→ **INFORMATION SUPPLIED**
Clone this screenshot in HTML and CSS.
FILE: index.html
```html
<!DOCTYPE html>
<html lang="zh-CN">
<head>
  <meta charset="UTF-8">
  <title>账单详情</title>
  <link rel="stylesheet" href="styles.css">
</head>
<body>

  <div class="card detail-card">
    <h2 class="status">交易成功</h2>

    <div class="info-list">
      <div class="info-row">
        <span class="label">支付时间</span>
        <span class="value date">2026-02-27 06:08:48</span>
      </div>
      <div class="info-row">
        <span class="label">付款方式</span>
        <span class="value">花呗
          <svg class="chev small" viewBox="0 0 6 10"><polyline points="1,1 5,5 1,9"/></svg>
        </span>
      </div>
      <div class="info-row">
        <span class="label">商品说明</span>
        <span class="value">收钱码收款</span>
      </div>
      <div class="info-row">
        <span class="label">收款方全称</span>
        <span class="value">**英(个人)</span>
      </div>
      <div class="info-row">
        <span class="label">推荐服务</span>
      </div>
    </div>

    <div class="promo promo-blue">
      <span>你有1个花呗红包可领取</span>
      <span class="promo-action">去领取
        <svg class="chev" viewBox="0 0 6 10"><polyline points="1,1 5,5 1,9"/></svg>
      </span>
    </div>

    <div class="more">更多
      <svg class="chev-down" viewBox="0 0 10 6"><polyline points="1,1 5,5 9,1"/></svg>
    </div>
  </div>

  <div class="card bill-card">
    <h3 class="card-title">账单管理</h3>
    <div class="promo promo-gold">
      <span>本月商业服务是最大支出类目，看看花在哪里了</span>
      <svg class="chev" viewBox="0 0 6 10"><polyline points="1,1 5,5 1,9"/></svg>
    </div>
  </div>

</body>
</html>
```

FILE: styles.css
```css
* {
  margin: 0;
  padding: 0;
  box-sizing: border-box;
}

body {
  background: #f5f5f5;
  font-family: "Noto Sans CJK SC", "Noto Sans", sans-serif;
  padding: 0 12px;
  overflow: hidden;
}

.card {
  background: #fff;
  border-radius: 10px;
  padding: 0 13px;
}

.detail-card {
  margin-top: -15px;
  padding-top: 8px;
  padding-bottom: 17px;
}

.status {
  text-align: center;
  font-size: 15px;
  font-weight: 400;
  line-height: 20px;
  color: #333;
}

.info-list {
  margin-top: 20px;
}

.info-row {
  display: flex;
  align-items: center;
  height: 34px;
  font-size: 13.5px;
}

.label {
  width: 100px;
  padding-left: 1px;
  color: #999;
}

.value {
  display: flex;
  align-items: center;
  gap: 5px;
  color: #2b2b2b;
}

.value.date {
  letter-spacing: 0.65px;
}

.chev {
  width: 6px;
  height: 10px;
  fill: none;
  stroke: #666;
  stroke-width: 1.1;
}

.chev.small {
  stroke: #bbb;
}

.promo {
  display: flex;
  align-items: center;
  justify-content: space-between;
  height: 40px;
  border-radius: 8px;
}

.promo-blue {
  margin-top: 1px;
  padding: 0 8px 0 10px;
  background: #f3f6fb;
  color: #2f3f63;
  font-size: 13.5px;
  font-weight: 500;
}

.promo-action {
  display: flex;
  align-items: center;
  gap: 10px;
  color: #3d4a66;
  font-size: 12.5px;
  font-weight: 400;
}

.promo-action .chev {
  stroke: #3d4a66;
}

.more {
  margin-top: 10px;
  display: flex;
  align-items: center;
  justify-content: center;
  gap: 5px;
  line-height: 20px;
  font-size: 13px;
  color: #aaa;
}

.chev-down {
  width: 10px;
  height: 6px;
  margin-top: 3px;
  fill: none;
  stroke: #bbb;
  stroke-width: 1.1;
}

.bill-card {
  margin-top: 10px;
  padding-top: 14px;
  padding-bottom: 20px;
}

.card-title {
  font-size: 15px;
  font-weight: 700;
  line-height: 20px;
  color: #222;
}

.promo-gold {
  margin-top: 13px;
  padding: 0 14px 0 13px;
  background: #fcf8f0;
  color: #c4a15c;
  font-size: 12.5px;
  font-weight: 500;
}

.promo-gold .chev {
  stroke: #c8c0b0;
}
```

→ **EXERCISE REQUIREMENTS**
Each line of the material must be restated exactly.

→ **FINISHED EXERCISE**
Clone this screenshot in HTML and CSS.
FILE: index.html
```html
<!DOCTYPE html>
<html lang="zh-CN">
<head>
  <meta charset="UTF-8">
  <title>账单详情</title>
  <link rel="stylesheet" href="styles.css">
</head>
<body>

  <div class="card detail-card">
    <h2 class="status">交易成功</h2>

    <div class="info-list">
      <div class="info-row">
        <span class="label">支付时间</span>
        <span class="value date">2026-02-27 06:08:48</span>
      </div>
      <div class="info-row">
        <span class="label">付款方式</span>
        <span class="value">花呗
          <svg class="chev small" viewBox="0 0 6 10"><polyline points="1,1 5,5 1,9"/></svg>
        </span>
      </div>
      <div class="info-row">
        <span class="label">商品说明</span>
        <span class="value">收钱码收款</span>
      </div>
      <div class="info-row">
        <span class="label">收款方全称</span>
        <span class="value">**英(个人)</span>
      </div>
      <div class="info-row">
        <span class="label">推荐服务</span>
      </div>
    </div>

    <div class="promo promo-blue">
      <span>你有1个花呗红包可领取</span>
      <span class="promo-action">去领取
        <svg class="chev" viewBox="0 0 6 10"><polyline points="1,1 5,5 1,9"/></svg>
      </span>
    </div>

    <div class="more">更多
      <svg class="chev-down" viewBox="0 0 10 6"><polyline points="1,1 5,5 9,1"/></svg>
    </div>
  </div>

  <div class="card bill-card">
    <h3 class="card-title">账单管理</h3>
    <div class="promo promo-gold">
      <span>本月商业服务是最大支出类目，看看花在哪里了</span>
      <svg class="chev" viewBox="0 0 6 10"><polyline points="1,1 5,5 1,9"/></svg>
    </div>
  </div>

</body>
</html>
```

FILE: styles.css
```css
* {
  margin: 0;
  padding: 0;
  box-sizing: border-box;
}

body {
  background: #f5f5f5;
  font-family: "Noto Sans CJK SC", "Noto Sans", sans-serif;
  padding: 0 12px;
  overflow: hidden;
}

.card {
  background: #fff;
  border-radius: 10px;
  padding: 0 13px;
}

.detail-card {
  margin-top: -15px;
  padding-top: 8px;
  padding-bottom: 17px;
}

.status {
  text-align: center;
  font-size: 15px;
  font-weight: 400;
  line-height: 20px;
  color: #333;
}

.info-list {
  margin-top: 20px;
}

.info-row {
  display: flex;
  align-items: center;
  height: 34px;
  font-size: 13.5px;
}

.label {
  width: 100px;
  padding-left: 1px;
  color: #999;
}

.value {
  display: flex;
  align-items: center;
  gap: 5px;
  color: #2b2b2b;
}

.value.date {
  letter-spacing: 0.65px;
}

.chev {
  width: 6px;
  height: 10px;
  fill: none;
  stroke: #666;
  stroke-width: 1.1;
}

.chev.small {
  stroke: #bbb;
}

.promo {
  display: flex;
  align-items: center;
  justify-content: space-between;
  height: 40px;
  border-radius: 8px;
}

.promo-blue {
  margin-top: 1px;
  padding: 0 8px 0 10px;
  background: #f3f6fb;
  color: #2f3f63;
  font-size: 13.5px;
  font-weight: 500;
}

.promo-action {
  display: flex;
  align-items: center;
  gap: 10px;
  color: #3d4a66;
  font-size: 12.5px;
  font-weight: 400;
}

.promo-action .chev {
  stroke: #3d4a66;
}

.more {
  margin-top: 10px;
  display: flex;
  align-items: center;
  justify-content: center;
  gap: 5px;
  line-height: 20px;
  font-size: 13px;
  color: #aaa;
}

.chev-down {
  width: 10px;
  height: 6px;
  margin-top: 3px;
  fill: none;
  stroke: #bbb;
  stroke-width: 1.1;
}

.bill-card {
  margin-top: 10px;
  padding-top: 14px;
  padding-bottom: 20px;
}

.card-title {
  font-size: 15px;
  font-weight: 700;
  line-height: 20px;
  color: #222;
}

.promo-gold {
  margin-top: 13px;
  padding: 0 14px 0 13px;
  background: #fcf8f0;
  color: #c4a15c;
  font-size: 12.5px;
  font-weight: 500;
}

.promo-gold .chev {
  stroke: #c8c0b0;
}
```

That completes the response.